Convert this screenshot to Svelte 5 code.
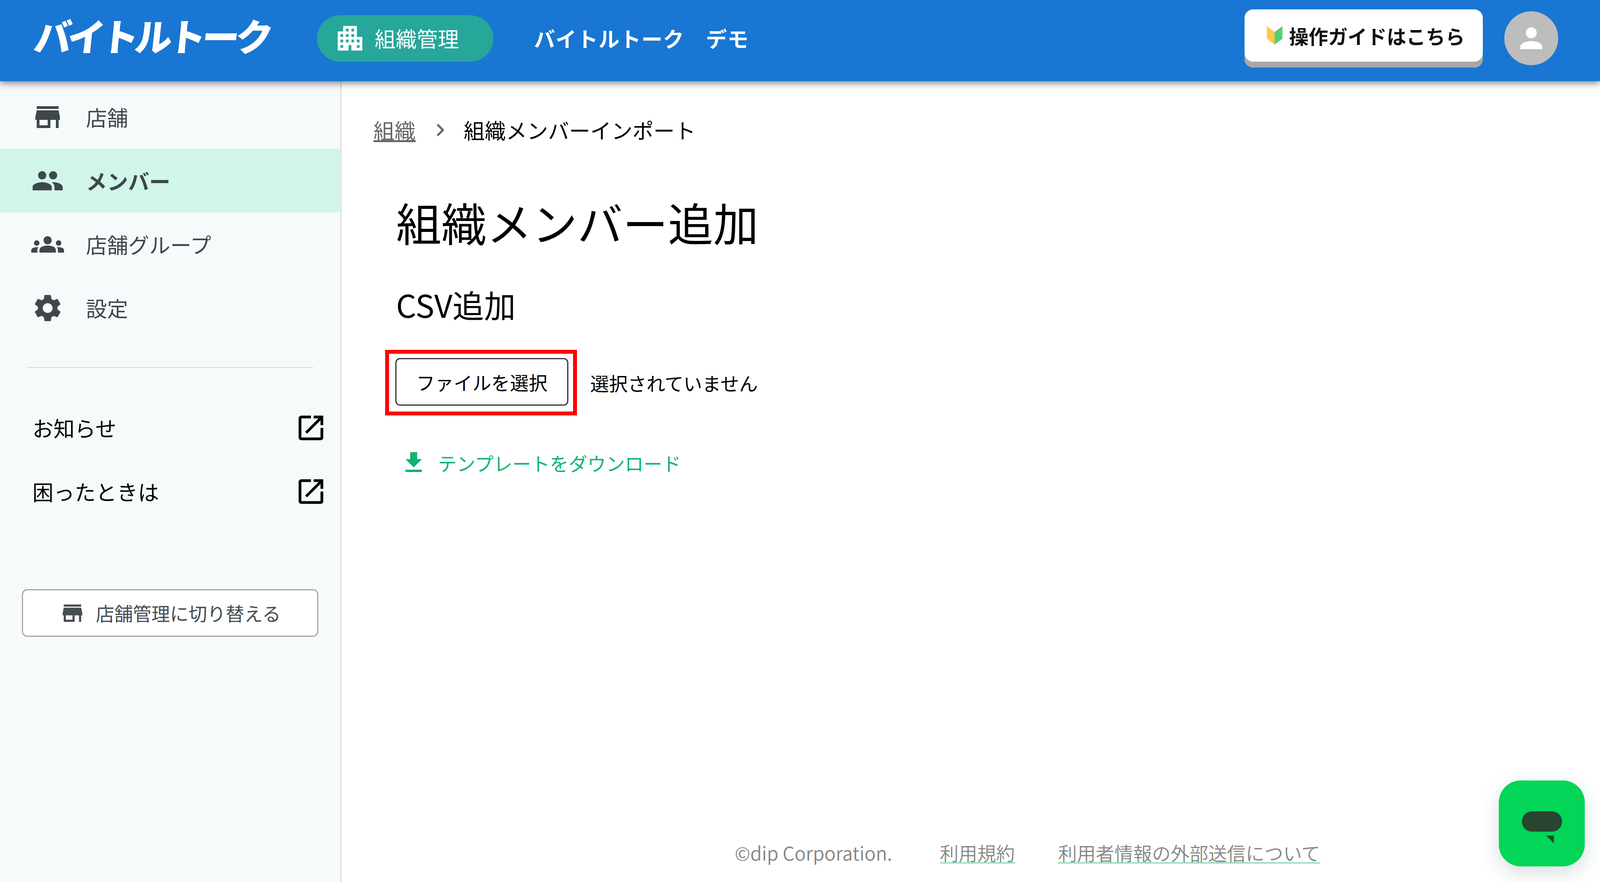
<script>
  const navItems = [
    { label: "店舗", icon: "store" },
    { label: "メンバー", icon: "people", active: true },
    { label: "店舗グループ", icon: "groups" },
    { label: "設定", icon: "settings" },
  ];
  const externalLinks = ["お知らせ", "困ったときは"];
  const icons = {
    store: "M20 4H4v2h16V4zm1 10v-2l-1-5H4l-1 5v2h1v6h10v-6h4v6h2v-6h1zm-9 4H6v-4h6v4z",
    people: "M16 11c1.66 0 2.99-1.34 2.99-3S17.66 5 16 5c-1.66 0-3 1.34-3 3s1.34 3 3 3zm-8 0c1.66 0 2.99-1.34 2.99-3S9.66 5 8 5C6.34 5 5 6.34 5 8s1.34 3 3 3zm0 2c-2.33 0-7 1.17-7 3.5V19h14v-2.5c0-2.33-4.67-3.5-7-3.5zm8 0c-.29 0-.62.02-.97.05 1.16.84 1.97 1.97 1.97 3.45V19h6v-2.5c0-2.33-4.67-3.5-7-3.5z",
    groups: "M12 12.75c1.63 0 3.07.39 4.24.9 1.08.48 1.76 1.56 1.76 2.73V18H6v-1.61c0-1.18.68-2.26 1.76-2.73 1.17-.52 2.61-.91 4.24-.91zM4 13c1.1 0 2-.9 2-2s-.9-2-2-2-2 .9-2 2 .9 2 2 2zm1.13 1.1c-.37-.06-.74-.1-1.13-.1-.99 0-1.93.21-2.78.58C.48 14.9 0 15.62 0 16.43V18h4.5v-1.61c0-.83.23-1.61.63-2.29zM20 13c1.1 0 2-.9 2-2s-.9-2-2-2-2 .9-2 2 .9 2 2 2zm4 3.43c0-.81-.48-1.53-1.22-1.85-.85-.37-1.79-.58-2.78-.58-.39 0-.76.04-1.13.1.4.68.63 1.46.63 2.29V18H24v-1.57zM12 6c1.66 0 3 1.34 3 3s-1.34 3-3 3-3-1.34-3-3 1.34-3 3-3z",
    settings: "M19.14 12.94c.04-.3.06-.61.06-.94 0-.32-.02-.64-.07-.94l2.03-1.58c.18-.14.23-.41.12-.61l-1.92-3.32c-.12-.22-.37-.29-.59-.22l-2.39.96c-.5-.38-1.03-.7-1.62-.94l-.36-2.54c-.04-.24-.24-.41-.48-.41h-3.84c-.24 0-.43.17-.47.41l-.36 2.54c-.59.24-1.13.57-1.62.94l-2.39-.96c-.22-.08-.47 0-.59.22L2.74 8.87c-.12.21-.08.47.12.61l2.03 1.58c-.05.3-.09.63-.09.94s.02.64.07.94l-2.03 1.58c-.18.14-.23.41-.12.61l1.92 3.32c.12.22.37.29.59.22l2.39-.96c.5.38 1.03.7 1.62.94l.36 2.54c.05.24.24.41.48.41h3.84c.24 0 .44-.17.47-.41l.36-2.54c.59-.24 1.13-.56 1.62-.94l2.39.96c.22.08.47 0 .59-.22l1.92-3.32c.12-.22.07-.47-.12-.61l-2.01-1.58zM12 15.6c-1.98 0-3.6-1.62-3.6-3.6s1.62-3.6 3.6-3.6 3.6 1.62 3.6 3.6-1.62 3.6-3.6 3.6z",
    open: "M19 19H5V5h7V3H5c-1.11 0-2 .9-2 2v14c0 1.1.89 2 2 2h14c1.1 0 2-.9 2-2v-7h-2v7zM14 3v2h3.59l-9.83 9.83 1.41 1.41L19 6.41V10h2V3h-7z",
    download: "M19 9h-4V3H9v6H5l7 7 7-7zM5 18v2h14v-2H5z",
    apartment: "M17 11V3H7v4H3v14h8v-4h2v4h8V11h-4zM7 19H5v-2h2v2zm0-4H5v-2h2v2zm0-4H5V9h2v2zm4 4H9v-2h2v2zm0-4H9V9h2v2zm0-4H9V5h2v2zm4 8h-2v-2h2v2zm0-4h-2V9h2v2zm0-4h-2V5h2v2zm4 12h-2v-2h2v2zm0-4h-2v-2h2v2z",
    chevron: "M10 6 8.59 7.41 13.17 12l-4.58 4.59L10 18l6-6z",
  };
</script>

{#snippet icon(name, cls)}
  <svg class={cls} viewBox="0 0 24 24" aria-hidden="true"><path d={icons[name]} /></svg>
{/snippet}

<div class="page">
  <header class="topbar">
    <span class="logo">バイトルトーク</span>
    <a class="scope" href="#org">
      {@render icon("apartment", "scope-icon")}
      <span>組織管理</span>
    </a>
    <span class="tenant">バイトルトーク　デモ</span>
    <button class="guide">
      <svg class="wakaba" viewBox="0 0 40 47" aria-hidden="true">
        <polygon points="0,0 20,15 20,47 0,32" fill="#ffc84d" />
        <polygon points="40,0 20,15 20,47 40,32" fill="#52cf78" />
      </svg>
      操作ガイドはこちら
    </button>
    <span class="avatar">
      <svg viewBox="0 0 24 24" aria-hidden="true">
        <path d="M12 12c2.21 0 4-1.79 4-4s-1.79-4-4-4-4 1.79-4 4 1.79 4 4 4zm0 2c-2.67 0-8 1.34-8 4v2h16v-2c0-2.66-5.33-4-8-4z" />
      </svg>
    </span>
  </header>

  <div class="body">
    <aside class="sidebar">
      <nav>
        {#each navItems as item}
          <a class="nav-row" class:active={item.active} href="#nav">
            {@render icon(item.icon, "nav-icon")}
            <span>{item.label}</span>
          </a>
        {/each}
      </nav>
      <hr class="divider" />
      {#each externalLinks as link}
        <a class="ext-row" href="#ext">
          <span>{link}</span>
          {@render icon("open", "nav-icon")}
        </a>
      {/each}
      <button class="switch">
        {@render icon("store", "switch-icon")}
        店舗管理に切り替える
      </button>
    </aside>

    <main class="main">
      <div class="breadcrumb">
        <a href="#org">組織</a>
        {@render icon("chevron", "crumb-sep")}
        <span>組織メンバーインポート</span>
      </div>

      <div class="content">
        <h1>組織メンバー追加</h1>
        <h2>CSV追加</h2>
        <div class="file-row">
          <span class="marked"><button class="file-btn">ファイルを選択</button></span>
          <span class="file-name">選択されていません</span>
        </div>
        <a class="template" href="#template">
          {@render icon("download", "template-icon")}
          テンプレートをダウンロード
        </a>
      </div>

      <footer class="footer">
        <span class="copy">©dip Corporation.</span>
        <a href="#terms">利用規約</a>
        <a href="#privacy">利用者情報の外部送信について</a>
      </footer>
    </main>
  </div>

  <button class="chat" aria-label="チャット">
    <svg viewBox="0 0 103 82" aria-hidden="true">
      <rect width="103" height="52" rx="26" fill="#28452f" />
      <polygon points="62,62 82,62 82,82" fill="#28452f" />
    </svg>
  </button>
</div>

<style>
  :global(body) {
    margin: 0;
    background: #fff;
    font-family: "Noto Sans CJK JP", "Noto Sans", sans-serif;
    color: #000;
  }

  a {
    color: inherit;
    text-decoration: none;
  }

  button {
    font-family: inherit;
    cursor: pointer;
  }

  svg {
    fill: currentColor;
    display: block;
    flex: none;
  }

  .page {
    position: relative;
    display: flex;
    flex-direction: column;
    height: 2259px;
    overflow: hidden;
  }

  .topbar {
    position: relative;
    z-index: 2;
    display: flex;
    align-items: center;
    flex: none;
    height: 196px;
    padding: 0 107px 12px 88px;
    background: #1976d2;
    color: #fff;
    box-shadow: 0 6px 16px rgba(0, 0, 0, 0.45);
  }

  .logo {
    display: inline-block;
    width: 607px;
    font-size: 96px;
    font-weight: 900;
    line-height: 100px;
    letter-spacing: -10px;
    white-space: nowrap;
    transform: translateY(-8px) skewX(-6deg);
  }

  .scope {
    display: flex;
    align-items: center;
    gap: 21px;
    width: 452px;
    height: 119px;
    box-sizing: border-box;
    margin-left: 116px;
    padding-left: 53px;
    border-radius: 60px;
    background: #27a69a;
    font-size: 54px;
    line-height: 1;
  }

  .scope-icon {
    width: 84px;
    height: 84px;
    margin-left: -10px;
  }

  .tenant {
    margin-left: 104px;
    font-size: 54px;
    font-weight: 700;
    line-height: 1;
    letter-spacing: 1px;
  }

  .guide {
    display: flex;
    align-items: center;
    flex: none;
    gap: 17px;
    margin-left: auto;
    width: 610px;
    height: 149px;
    box-sizing: border-box;
    padding: 0 0 15px 57px;
    border: 0;
    border-radius: 22px;
    background: #fff;
    box-shadow: inset 0 -15px 0 #a8a8a8;
    color: #111;
    font-size: 50px;
    font-weight: 700;
    line-height: 1;
  }

  .wakaba {
    width: 40px;
    height: 47px;
  }

  .avatar {
    display: flex;
    align-items: center;
    justify-content: center;
    flex: none;
    width: 138px;
    height: 138px;
    margin-left: 55px;
    border-radius: 50%;
    background: #bdbdbd;
  }

  .avatar svg {
    width: 84px;
    height: 84px;
  }

  .body {
    display: flex;
    flex: 1;
    min-height: 0;
  }

  .sidebar {
    flex: none;
    width: 871px;
    padding-top: 10px;
    background: #f7fafb;
    border-right: 4px solid #e2e4e6;
    color: #3d474d;
    font-size: 54px;
  }

  nav {
    display: flex;
    flex-direction: column;
  }

  .nav-row {
    display: flex;
    align-items: center;
    gap: 56px;
    height: 163px;
    padding-left: 80px;
  }

  .nav-row span {
    line-height: 1;
  }

  .nav-row.active {
    background: #d1f5e8;
    font-weight: 700;
  }

  .nav-icon {
    width: 84px;
    height: 84px;
  }

  .divider {
    height: 3px;
    margin: 70px 69px 71px 68px;
    border: 0;
    background: #e0e0e0;
  }

  .ext-row {
    display: flex;
    align-items: center;
    justify-content: space-between;
    height: 163px;
    padding: 0 33px 0 83px;
    color: #000;
  }

  .switch {
    display: flex;
    align-items: center;
    justify-content: center;
    gap: 26px;
    width: 759px;
    height: 122px;
    box-sizing: border-box;
    margin: 169px 0 0 56px;
    border: 3px solid #a6a6a6;
    border-radius: 14px;
    background: #fff;
    color: #444d52;
    font-size: 47.5px;
    line-height: 1;
  }

  .switch-icon {
    width: 67px;
    height: 67px;
  }

  .main {
    display: flex;
    flex: 1;
    flex-direction: column;
    min-width: 0;
    padding-left: 81px;
  }

  .breadcrumb {
    display: flex;
    align-items: center;
    gap: 38px;
    margin-top: 95px;
    height: 60px;
    font-size: 54px;
    line-height: 60px;
  }

  .breadcrumb a {
    color: #666;
    text-decoration: underline;
  }

  .crumb-sep {
    width: 64px;
    height: 64px;
    margin: 0 -10px 0 -7px;
    color: #666;
  }

  .content {
    padding-left: 56px;
  }

  h1 {
    margin: 139px 0 0 2px;
    font-size: 116px;
    font-weight: 400;
    line-height: 130px;
  }

  h2 {
    margin: 102px 0 0 2px;
    font-size: 81px;
    font-weight: 400;
    line-height: 90px;
  }

  .file-row {
    display: flex;
    align-items: center;
    margin-top: 72px;
    font-size: 48px;
  }

  .marked {
    display: block;
    margin-left: -26px;
    padding: 11px 12px 15px 16px;
    border: 10px solid #f00;
  }

  .file-btn {
    display: block;
    width: 443px;
    height: 122px;
    border: 3px solid #333;
    border-radius: 12px;
    background: #fff;
    color: #000;
    font-size: 48px;
    line-height: 1;
  }

  .file-name {
    margin-left: 34px;
  }

  .template {
    display: inline-flex;
    align-items: center;
    gap: 26px;
    margin: 85px 0 0 11px;
    color: #10b46e;
    font-size: 48px;
    line-height: 72px;
  }

  .template-icon {
    width: 72px;
    height: 72px;
  }

  .footer {
    display: flex;
    align-items: center;
    margin-top: auto;
    margin-bottom: 48px;
    padding-left: 925px;
    color: #858585;
    font-size: 48px;
    font-weight: 350;
    line-height: 56px;
  }

  .footer a {
    margin-left: 111px;
    text-decoration: underline;
    text-decoration-color: #9fdfc0;
    text-decoration-thickness: 4px;
    text-underline-offset: 4px;
  }

  .copy {
    margin-right: 11px;
  }

  .chat {
    position: absolute;
    right: 39px;
    bottom: 40px;
    display: flex;
    align-items: flex-start;
    justify-content: center;
    width: 220px;
    height: 220px;
    padding: 79px 0 0 0;
    border: 0;
    border-radius: 56px;
    background: #02d557;
    box-shadow: 0 16px 50px rgba(40, 70, 70, 0.18);
  }

  .chat svg {
    width: 103px;
    height: 82px;
  }
</style>
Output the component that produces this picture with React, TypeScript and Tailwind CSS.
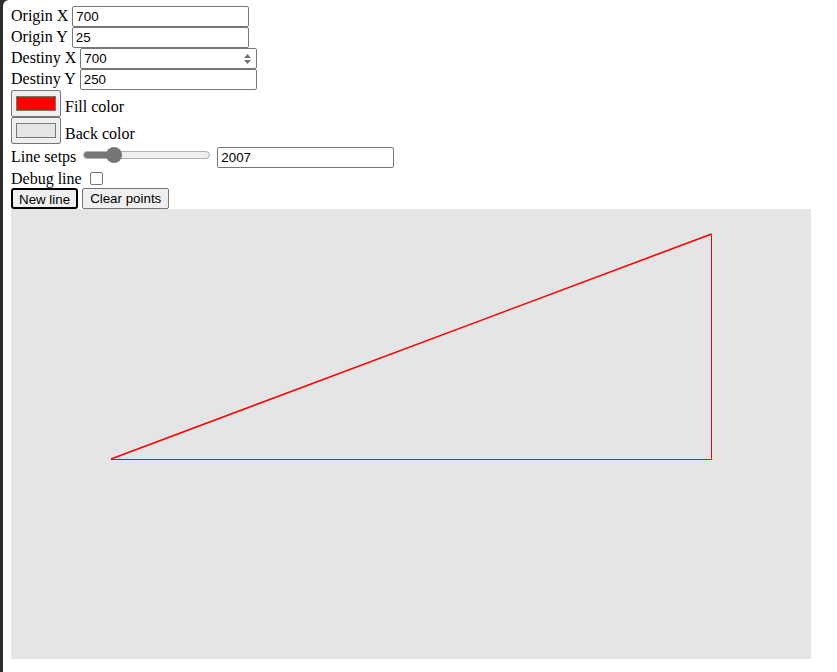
import React from "react";

const serif = "font-['Liberation_Serif','Times_New_Roman',serif] text-[16px] text-black";
const sans = "font-['Liberation_Sans',Arial,sans-serif] text-[13.33px] text-black";
const inputCls = `${sans} w-[177px] h-[21px] border border-[#767676] rounded-[2px] bg-white pl-[3px] pr-[2px] outline-none`;

function TextRow({ label, value }: { label: string; value: string }) {
  return (
    <div className="flex items-start gap-1 h-[21px]">
      <span className={`${serif} leading-[1.15] mt-[1px]`}>{label}</span>
      <input className={inputCls} defaultValue={value} />
    </div>
  );
}

function ColorRow({ label, color }: { label: string; color: string }) {
  return (
    <div className="flex items-end gap-1 h-[27px]">
      <div className="w-[50px] h-[27px] border border-[#767676] rounded-[2px] bg-[#efefef] pt-[5px] pl-[4px]">
        <div className="w-[40px] h-[15px] border border-[#777777]" style={{ backgroundColor: color }} />
      </div>
      <span className={`${serif} leading-[1.15] mb-[1px]`}>{label}</span>
    </div>
  );
}

export default function App() {
  return (
    <div className="min-h-screen bg-[#2d2d2d] pl-[3px]">
      <div className="min-h-screen bg-white rounded-tl-[6px] pl-[8px] pt-[6px]">
        <TextRow label="Origin X" value="700" />
        <TextRow label="Origin Y" value="25" />

        {/* number input with spinner */}
        <div className="flex items-start gap-1 h-[21px]">
          <span className={`${serif} leading-[1.15] mt-[1px]`}>Destiny X</span>
          <div className="flex items-center w-[177px] h-[21px] border border-[#767676] rounded-[2px] bg-white pl-[3px] pr-[3px]">
            <input className={`${sans} flex-1 min-w-0 outline-none bg-transparent`} defaultValue="700" />
            <svg width="9" height="12" viewBox="0 0 9 12" className="mr-[1px]">
              <path d="M4.5 1 L8 5 L1 5 Z" fill="#717171" />
              <path d="M1 7 L8 7 L4.5 11 Z" fill="#717171" />
            </svg>
          </div>
        </div>

        <TextRow label="Destiny Y" value="250" />

        <ColorRow label="Fill color" color="#ff0000" />
        <ColorRow label="Back color" color="#e5e5e5" />

        {/* slider row */}
        <div className="flex items-start gap-1 h-[24px]">
          <span className={`${serif} leading-[1.15] mt-[4px]`}>Line setps</span>
          <div className="relative ml-[3px] mr-[3px] mt-[3px] w-[127px] h-[16px] flex items-center">
            <div className="w-full h-[8px] rounded-full border border-[#b2b2b2] bg-[#efefef] overflow-hidden">
              <div className="w-[31px] h-full bg-[#767676]" />
            </div>
            <div className="absolute left-[23px] top-0 w-[16px] h-[16px] rounded-full bg-[#767676]" />
          </div>
          <input className={`${inputCls} mt-[3px]`} defaultValue="2007" />
        </div>

        {/* debug row */}
        <div className="flex items-start gap-1 h-[20px]">
          <span className={`${serif} leading-[1.15] mt-[2px]`}>Debug line</span>
          <input
            type="checkbox"
            className="appearance-none ml-[4px] mt-[4px] w-[13px] h-[13px] border border-[#767676] rounded-[2px] bg-white"
          />
        </div>

        {/* buttons */}
        <div className="flex items-start gap-1 h-[21px]">
          <button className={`${sans} h-[21px] px-[6px] border-2 border-black rounded-[3px] bg-[#efefef]`}>
            New line
          </button>
          <button className={`${sans} h-[21px] px-[7px] border border-[#767676] rounded-[2px] bg-[#efefef]`}>
            Clear points
          </button>
        </div>

        {/* canvas */}
        <div className="w-[800px] h-[450px] bg-[#e5e5e5]">
          <svg width="800" height="450" viewBox="0 0 800 450">
            <line x1="100" y1="250.5" x2="700.5" y2="250.5" stroke="#ff0000" strokeWidth="1" />
            <line x1="700.5" y1="25" x2="700.5" y2="250.5" stroke="#ff0000" strokeWidth="1" />
            <line x1="100" y1="250" x2="700.5" y2="25" stroke="#ff0000" strokeWidth="1.6" />
          </svg>
        </div>
      </div>
    </div>
  );
}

┄┄┄┄┄┄┄┄┄┄┄┄┄┄┄┄┄┄┄┄

• **EXERCISE DETAILS**: Collect the lines of the records that include the string "this".

• **RESPONSE BELOW**:
Convert this screenshot to Svelte 5 code.
Output the component that produces this picture with React, TypeScript and Tailwind CSS.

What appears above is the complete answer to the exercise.